Hoy me sentiré un poco raro, porque cuando ando por aquí, que suele ser muy común, comienzo mis mañanas en la calle, desde ya hace ya cuatro años, con un café cortado en el mismo sitio siempre, en la misma franja de tiempo cada día. Y hoy va a estar cerrado. Ya lo estuvo ayer, pero como fue domingo no cuenta, y lo estará también mañana. Mañana me pesará menos porque estoy fuera. No les pasa nada, vuelven. Es que están descansando y festejando, pero hoy les echaré de menos.

Yo llego, con mi cadencia de paso extraña, por la mañana tempranito. Cabe la posibilidad de que, a esa hora y a su altura, ya vaya torpedeado con cualquier conversación madrugadora al teléfono móvil. Cuando atravieso el umbral enrejado de la entrada suelo dar algunos pasos hacia delante, casi sin llegar al medio, para asegurarme de que Manuel (bueno donde los haya) me ve ya desde la barra o que Marina (no tengo palabras) sabe que estoy llegando. Muevo la mano derecha para saludarlos desde fuera de la cristalera y con la izquierda hago un gesto con los dedos índice y pulgar que simula el tamaño de una taza pequeña. Eso es un cortado. Como lo saben, lo ponen. Salvo los tres días de frío pelón que tenemos aquí (ahora es el caso, por hablar) sólo paso los cristales para coger el periódico y hojearlo en una de las mesas altas que ponen en la calle, hacia la esquina. Con este tiempo sí entro y sustituyo la mesa de fuera por una recachita de barra pegado, pero no mucho, al grifo, lo justo para tener el café a la derecha y abrir el periódico desde el principio hacia la izquierda. Los buenos días y las buenas formas no faltan nunca. De todos, de los profesionales que manejan el negocio y del paisanaje que, mañana tras mañana, comienza allí su desayuno. Hay días que uno invita, hay días que otro. Son diez minutos, un cuarto de hora, que funcionan bien. Que me gustan.
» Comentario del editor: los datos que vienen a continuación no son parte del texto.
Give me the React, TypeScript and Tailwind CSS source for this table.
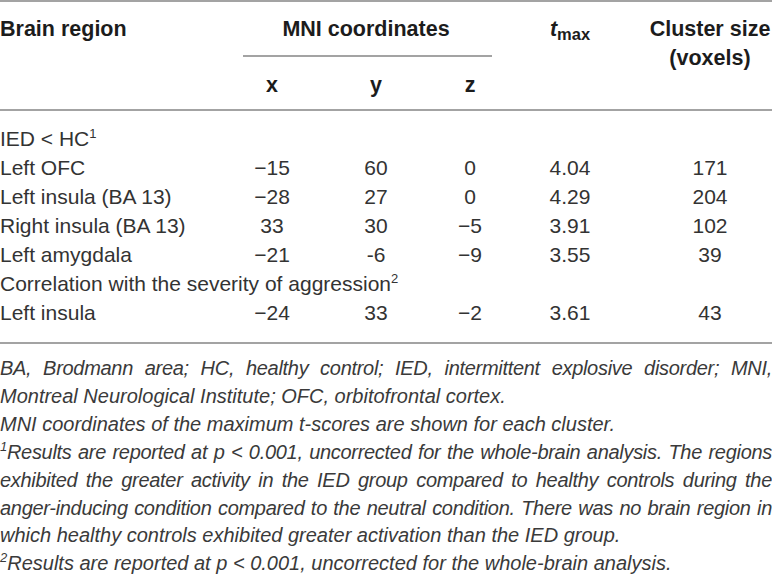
const rows = [
  { region: "Left OFC", x: "−15", y: "60", z: "0", t: "4.04", size: "171" },
  { region: "Left insula (BA 13)", x: "−28", y: "27", z: "0", t: "4.29", size: "204" },
  { region: "Right insula (BA 13)", x: "33", y: "30", z: "−5", t: "3.91", size: "102" },
  { region: "Left amygdala", x: "−21", y: "-6", z: "−9", t: "3.55", size: "39" },
];

const corrRows = [{ region: "Left insula", x: "−24", y: "33", z: "−2", t: "3.61", size: "43" }];

const cols = "grid grid-cols-[222px_100px_108px_80px_120px_142px]";

function Sup({ children }: { children: React.ReactNode }) {
  return <sup className="-top-[8px] text-[13px] leading-none">{children}</sup>;
}

function DataRow({ r }: { r: (typeof rows)[number] }) {
  return (
    <div className={`${cols} h-[29px] leading-[29px]`}>
      <div>{r.region}</div>
      <div className="text-center">{r.x}</div>
      <div className="text-center">{r.y}</div>
      <div className="text-center">{r.z}</div>
      <div className="text-center">{r.t}</div>
      <div className="pl-[18px] text-center">{r.size}</div>
    </div>
  );
}

// non-final lines of a justified paragraph
function JLine({ children }: { children: React.ReactNode }) {
  return <div className="text-justify tracking-[-0.3px] [text-align-last:justify]">{children}</div>;
}

export default function App() {
  return (
    <div className="h-[577px] w-[772px] overflow-hidden bg-white font-['Liberation_Sans',Arial,sans-serif]">
      {/* header */}
      <div className="border-t-2 border-b-2 border-[#a3a3a3] pt-[13px] pb-[9px] text-[21.5px] font-bold text-[#1c1c1c]">
        <div className={`${cols} grid-rows-[56px_29px] leading-[29px]`}>
          <div>Brain region</div>
          <div className="col-span-3 text-center">
            <div>MNI coordinates</div>
            <div className="mt-[11px] mr-[18px] ml-[21px] border-b-2 border-[#a3a3a3]" />
          </div>
          <div className="text-center">
            <span className="italic">t</span>
            <span className="relative top-[4px] text-[16.5px]">max</span>
          </div>
          <div className="whitespace-nowrap pl-[18px] text-center">
            Cluster size
            <br />
            (voxels)
          </div>
          <div />
          <div className="text-center">x</div>
          <div className="text-center">y</div>
          <div className="text-center">z</div>
        </div>
      </div>

      {/* body */}
      <div className="border-b-2 border-[#a3a3a3] pt-[13px] pb-[15px] text-[21px] text-[#333333]">
        <div className="h-[29px] leading-[29px]">
          IED &lt; HC<Sup>1</Sup>
        </div>
        {rows.map((r) => (
          <DataRow key={r.region} r={r} />
        ))}
        <div className="h-[29px] leading-[29px]">
          Correlation with the severity of aggression<Sup>2</Sup>
        </div>
        {corrRows.map((r) => (
          <DataRow key={r.region} r={r} />
        ))}
      </div>

      {/* footnotes */}
      <div className="pt-[11px] text-[20px] italic leading-[27.9px] text-[#3a3a3a]">
        <JLine>BA, Brodmann area; HC, healthy control; IED, intermittent explosive disorder; MNI,</JLine>
        <div>Montreal Neurological Institute; OFC, orbitofrontal cortex.</div>
        <div>MNI coordinates of the maximum t-scores are shown for each cluster.</div>
        <JLine>
          <Sup>1</Sup>Results are reported at p &lt; 0.001, uncorrected for the whole-brain analysis. The regions
        </JLine>
        <JLine>exhibited the greater activity in the IED group compared to healthy controls during the</JLine>
        <JLine>anger-inducing condition compared to the neutral condition. There was no brain region in</JLine>
        <div>which healthy controls exhibited greater activation than the IED group.</div>
        <div>
          <Sup>2</Sup>Results are reported at p &lt; 0.001, uncorrected for the whole-brain analysis.
        </div>
      </div>
    </div>
  );
}
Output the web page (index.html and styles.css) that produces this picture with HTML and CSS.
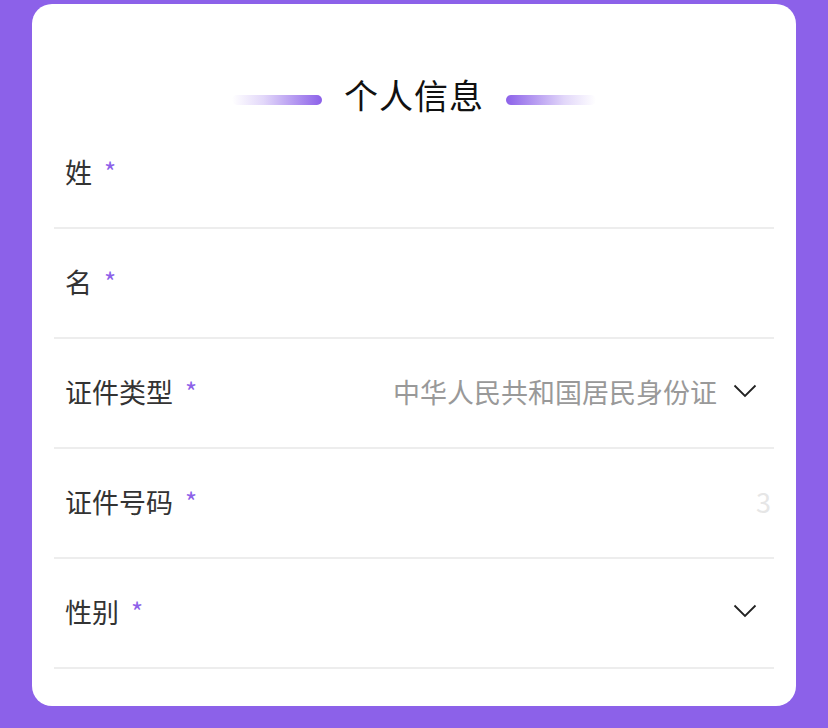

El sitio además es acogedor. El acceso con las rejas a un rectángulo empedrado que tiene naranjos. Las mesas están dispuestas entre los huecos de los árboles sin colmar todo el espacio, dejando una entrada amplia de paseo hasta la estructura de metal y cristal que guarda la barra larga de fondo, madera y luces tenues, con botellero detrás. Tiene un punto antiguo, dos puntos elegantes, y tres estrellas de gente. Sé que solo es un café, o un bar de copas, en su versión de tarde que yo me trabajo mucho menos, pero lo que tiene y hace Federico, Fede, y su equipo (gigante y motivado) en este sitio es espectacular, por lo bien hecho que está, por cómo lo hacen tan fácil, por cómo se nota que lo saben. No es publicidad esto, porque no le hace mucha falta; es gratitud por esos ratos tan buenos y por esos detalles discretos (que tanto me han ayudado), que hacen que el Atrio que todos pueden disfrutar -y, si no lo han hecho, háganlo- sea para mí el atrio de mi casa.